The beauty of MCTS lies in its ability to learn from simulations. It doesn't need a pre-defined evaluation function or expert knowledge. Instead, it plays out many random games (simulations) from a given state and uses the results to guide its search. Over time, the algorithm refines its understanding of the game and becomes better at choosing optimal moves. This makes it incredibly versatile and applicable to a wide range of problems beyond just games.

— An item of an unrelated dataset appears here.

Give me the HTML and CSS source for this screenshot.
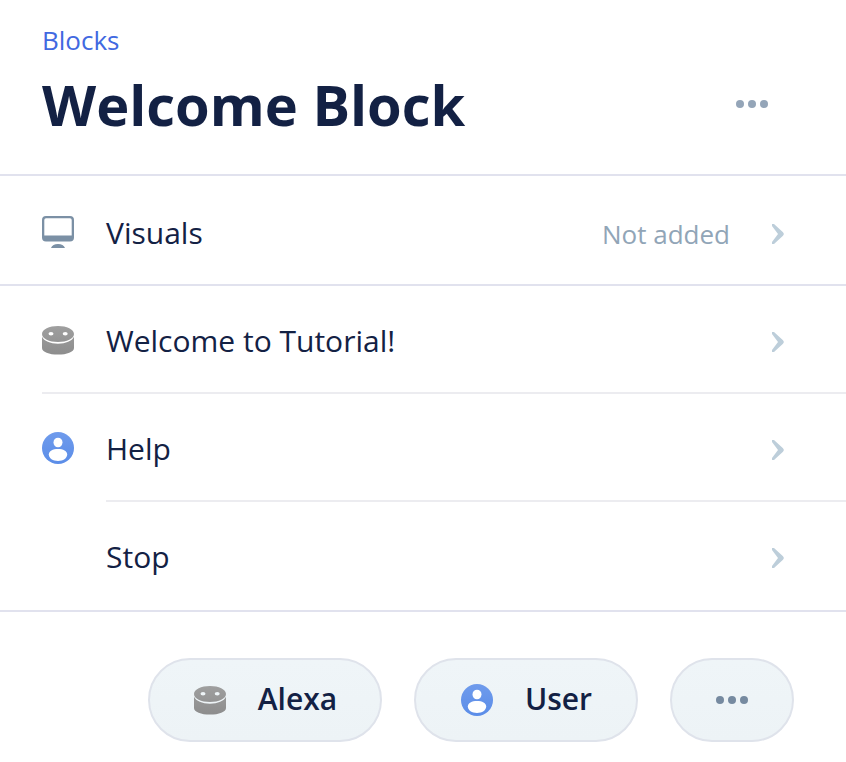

To truly grasp the power of MCTS, let's walk through a simplified example. Imagine a tiny game with only a few possible moves at each step. We'll use MCTS to decide the best move to make. By understanding this small example, you'll get a solid foundation for understanding how MCTS works in more complex scenarios. So, let’s get started and see MCTS in action!

The Four Phases of MCTS

MCTS operates in four key phases, repeated iteratively to refine the search: Selection, Expansion, Simulation, and Backpropagation. Each phase plays a crucial role in building the search tree and guiding the algorithm towards optimal decisions. Let's break down each phase in detail:

Selection: Starting from the root node (the current game state), the algorithm traverses the tree by selecting child nodes until it reaches a node that hasn't been fully explored. This selection process is guided by a tree policy, which balances exploration and exploitation. A common tree policy is the Upper Confidence Bound 1 applied to Trees (UCT) algorithm. UCT favors nodes with high win rates (exploitation) but also encourages exploration of less visited nodes. The goal is to find a node that represents a promising but not yet fully understood game state.
Expansion: Once a node is selected, the algorithm expands it by adding one or more child nodes representing possible moves from that state. Typically, a node is expanded when it has been visited a certain number of times. This expansion step adds new possibilities to the search tree, allowing the algorithm to explore previously unknown paths. The choice of which child node to add can be random or guided by heuristics.
Simulation: From the newly expanded node, the algorithm performs a rollout or simulation. This involves playing out the game until the end, making random moves or using a simple, fast heuristic to choose moves. The simulation provides an estimate of the value of the expanded node. The result of the simulation (win, loss, or draw) is then used to update the statistics of the nodes along the path from the root to the expanded node.
Backpropagation: After the simulation, the result is backpropagated up the tree. This means updating the statistics (e.g., win count, visit count) of all the nodes along the path from the expanded node back to the root node. The win count represents the number of simulations that resulted in a win from that node, and the visit count represents the number of times that node has been visited. These statistics are used to guide the selection process in future iterations. This backpropagation step is crucial for propagating the knowledge gained from the simulation to the rest of the tree.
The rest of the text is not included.